Even as food aid trickles in for desperate city dwellers, Zimbabwe’s urban women farmers like Madeline have become a big hit as they not only address food deficits but have also contributed to the country’s comatose economy.
“It is all because they see their men struggling to make both ends meet that women in cities and towns here occupied available land spaces to plant crops to supplement their domestic food needs,” said Bheki Dlodlo, an independent development expert based in Harare.
– Joblessness pushes women to farming
Catherine Mukwapati, a noted women rights defender who heads the Youth Dialogue Action Network, estimated that there are 230,000 women across the country’s towns and cities involved in urban agriculture.
Speaking to Anadolu Agency, Claris Madhuku, a social activist, said that unemployment has also pushed the country’s urban women to farming.
“Like any other citizens, you would find that women also come to the cities with high hopes of getting employment as they join their husbands or relatives.
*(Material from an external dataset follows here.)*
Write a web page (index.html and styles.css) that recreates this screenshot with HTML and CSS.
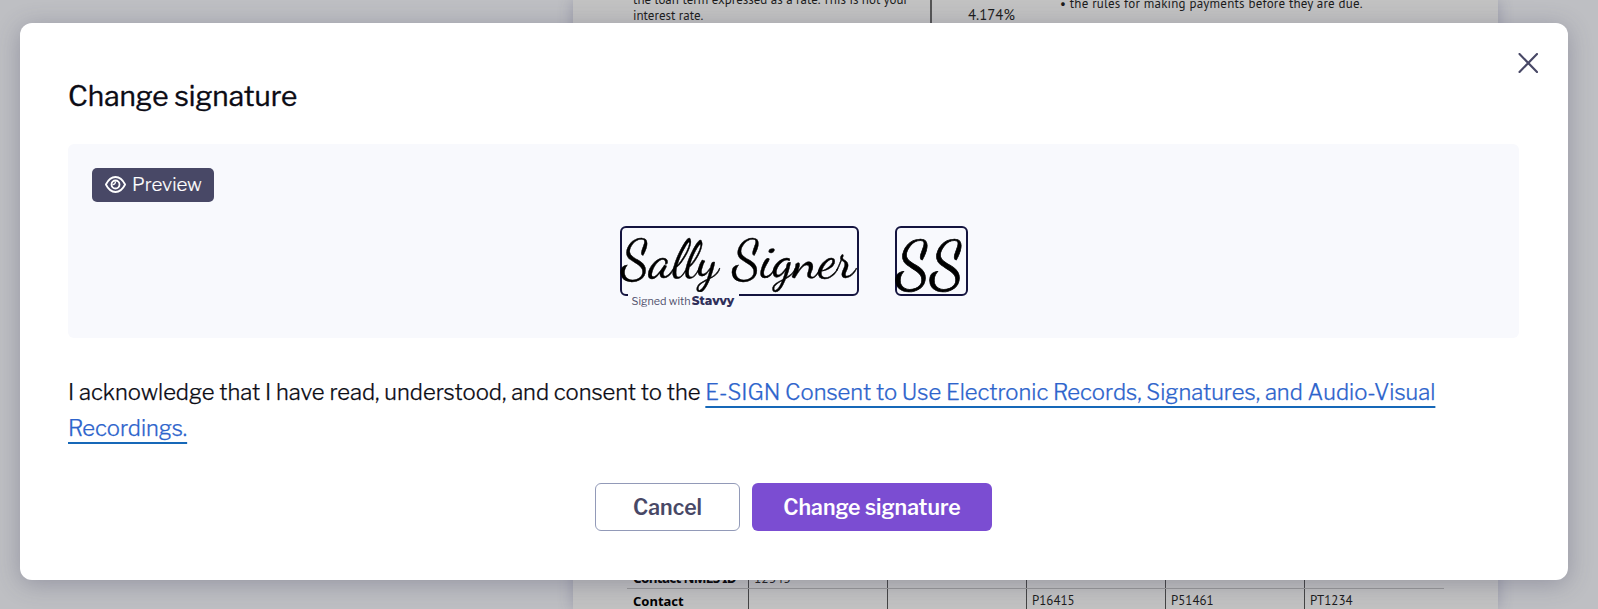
FILE: index.html
```html
<!DOCTYPE html>
<html lang="en">
<head>
    <meta charset="UTF-8">
    <meta name="viewport" content="width=device-width, initial-scale=1.0">
    <title>Change signature</title>
    <link rel="stylesheet" href="styles.css">
</head>
<body>
    <div class="document">
        <div class="doc-top">
            <div class="doc-term">the loan term expressed as a rate. This is not your<br>interest rate.</div>
            <div class="doc-rate">4.174%</div>
            <div class="doc-rules">• the rules for making payments before they are due.</div>
        </div>
        <div class="doc-table">
            <div class="doc-row">
                <div class="label nmls">Contact NMLS ID</div>
                <div>12345</div>
                <div></div>
                <div></div>
                <div></div>
                <div></div>
            </div>
            <div class="doc-row">
                <div class="label">Contact</div>
                <div></div>
                <div></div>
                <div>P16415</div>
                <div>P51461</div>
                <div>PT1234</div>
            </div>
        </div>
    </div>

    <div class="modal" role="dialog">
        <button class="close" aria-label="Close">
            <svg width="20" height="20" viewBox="0 0 20 20"><path d="M1.500 1l17.500 18M19 1L1.500 19" fill="none" stroke="#484866" stroke-width="2.100" stroke-linecap="round"/></svg>
        </button>
        <h1>Change signature</h1>
        <div class="preview">
            <span class="badge">
                <svg width="21" height="17" viewBox="0 0 21 17" fill="none" stroke="#fff" stroke-width="1.8">
                    <path d="M.9 8.500C3.300 3.700 6.600 1 10.500 1s7.200 2.700 9.600 7.500C17.700 13.300 14.400 16 10.500 16S3.300 13.300.9 8.500z" stroke-linejoin="round"/>
                    <circle cx="10.500" cy="8.500" r="4"/>
                    <path d="M10.400 5.500a2.600 2.600 0 0 1-2.900 3" stroke-width="1.300"/>
                </svg>
                <span class="badge-text">Preview</span>
            </span>
            <div class="signatures">
                <div class="sign-box full">
                    <svg width="235" height="65"><text x="-1" y="48.500" textLength="234" lengthAdjust="spacingAndGlyphs">Sally Signer</text></svg>
                    <div class="signed-with">Signed with <b>Stavvy</b></div>
                </div>
                <div class="sign-box initials">
                    <svg width="69" height="65"><text x="-1" y="57.500" textLength="68" lengthAdjust="spacingAndGlyphs">SS</text></svg>
                </div>
            </div>
        </div>
        <p class="consent">I acknowledge that I have read, understood, and consent to the <a href="#">E-SIGN Consent to Use Electronic Records, Signatures, and Audio-Visual<br>Recordings.</a></p>
        <div class="actions">
            <button class="btn cancel">Cancel</button>
            <button class="btn primary">Change signature</button>
        </div>
    </div>
</body>
</html>
```

FILE: styles.css
```css
* {
    box-sizing: border-box;
}
body {
    margin: 0;
    height: 609px;
    overflow: hidden;
    background-color: #bebfc3;
    font-family: "Libre Franklin", "Open Sans", sans-serif;
    color: #0b0b14;
}
.document {
    width: 925px;
    height: 609px;
    margin-left: 573px;
    background-color: #c2c2c2;
    box-shadow: 0 0 14px rgba(70, 70, 110, 0.3);
    font-family: "PT Sans", "Noto Sans", sans-serif;
    font-size: 13px;
    line-height: 16px;
    color: #1c1c1c;
    display: flex;
    flex-direction: column;
    justify-content: space-between;
    white-space: nowrap;
}
.doc-top {
    display: flex;
    height: 40px;
}
.doc-term {
    width: 359px;
    padding-left: 60px;
    margin-top: -8px;
    border-right: 2px solid #555;
}
.doc-rate {
    width: 128px;
    padding: 7px 0 0 36px;
    font-size: 14.8px;
}
.doc-rules {
    margin-top: -4px;
    letter-spacing: 0.2px;
}
.doc-table {
    width: 817px;
    height: 48px;
    margin-left: 54px;
    overflow: hidden;
    display: flex;
    flex-direction: column;
    justify-content: flex-end;
}
.doc-row {
    display: grid;
    flex: none;
    grid-template-columns: 121px repeat(5, 139px);
    height: 23px;
}
.doc-row + .doc-row {
    height: 21px;
    border-top: 1px solid #999;
}
.doc-row div {
    padding: 4px 0 0 5px;
    border-left: 1px solid #444;
}
.doc-row:first-child div {
    padding-top: 5px;
    font-size: 13.5px;
}
.doc-row .label {
    padding-left: 6px;
    font-family: "Noto Sans", sans-serif;
    font-weight: bold;
    border-left: none;
    color: #000;
}
.doc-row .nmls {
    letter-spacing: -0.7px;
}
.modal {
    position: absolute;
    left: 20px;
    top: 23px;
    width: 1548px;
    height: 557px;
    padding: 49px 49px 0 48px;
    background-color: white;
    border-radius: 12px;
    box-shadow: 0 4px 24px rgba(60, 60, 90, 0.32);
}
.close {
    position: absolute;
    top: 30px;
    right: 30px;
    width: 20px;
    height: 20px;
    padding: 0;
    border: none;
    background: none;
}
.close svg {
    display: block;
}
h1 {
    margin: 0;
    height: 72px;
    font-size: 28px;
    font-weight: 400;
    line-height: 48px;
    -webkit-text-stroke: 0.35px;
}
.preview {
    height: 194px;
    padding: 24px;
    background-color: #f8f9fd;
    border-radius: 6px;
}
.badge {
    display: flex;
    align-items: center;
    gap: 6px;
    width: 122px;
    height: 34px;
    padding-left: 13px;
    background-color: #484866;
    border-radius: 5px;
    color: white;
    font-size: 18.7px;
    font-weight: 300;
    line-height: 32px;
    -webkit-text-stroke: 0.15px;
}
.badge svg {
    margin-top: -2px;
}
.signatures {
    display: flex;
    justify-content: center;
    gap: 36px;
    margin-top: 24px;
}
.sign-box {
    position: relative;
    height: 70px;
    border: 2px solid #14143f;
    border-radius: 6px;
}
.sign-box svg {
    display: block;
    overflow: visible;
}
.sign-box text {
    font-family: "Dancing Script", "Liberation Serif", cursive;
    font-size: 54px;
    fill: #000;
    stroke: #000;
    stroke-width: 0.4px;
}
.full {
    width: 239px;
}
.initials {
    width: 73px;
}
.initials text {
    font-size: 65px;
    stroke-width: 0.7px;
}
.signed-with {
    position: absolute;
    left: 6px;
    top: 64px;
    width: 111px;
    height: 18px;
    padding-left: 4px;
    background-color: #f8f9fd;
    font-size: 10.8px;
    line-height: 18px;
    white-space: nowrap;
    color: #50506c;
}
.signed-with b {
    margin-left: -1px;
    font-family: Montserrat, Inter, sans-serif;
    font-size: 12px;
    font-weight: 800;
    color: #30305a;
}
.consent {
    margin: 36px 0 0;
    height: 73px;
    font-size: 22px;
    font-weight: 300;
    line-height: 36px;
    white-space: nowrap;
    -webkit-text-stroke: 0.25px;
}
.consent a {
    color: #2d64cc;
    text-decoration: underline;
    text-decoration-color: #1668b8;
    text-decoration-thickness: 2px;
    text-underline-offset: 6px;
    text-decoration-skip-ink: none;
}
.actions {
    display: flex;
    justify-content: center;
    gap: 12px;
    margin-top: 36px;
}
.btn {
    height: 48px;
    padding: 0;
    border: none;
    border-radius: 6px;
    font-family: inherit;
    font-size: 21.2px;
    font-weight: 580;
}
.cancel {
    width: 145px;
    border: 1px solid #929ab8;
    background-color: white;
    color: #484866;
}
.primary {
    width: 240px;
    background-color: #7b4dd2;
    color: white;
}
```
But they do not get any and at the end of the day, some switch to farming. They sell their products and even provide food for their families,” he said.
“There is a food crisis in the cities. As women, we cannot just sit and watch whether we are in town or the village. We just have to do what we can to make sure there is food in our homes,” said Madeline, while walking away with a basket of maize that she has grown around her home.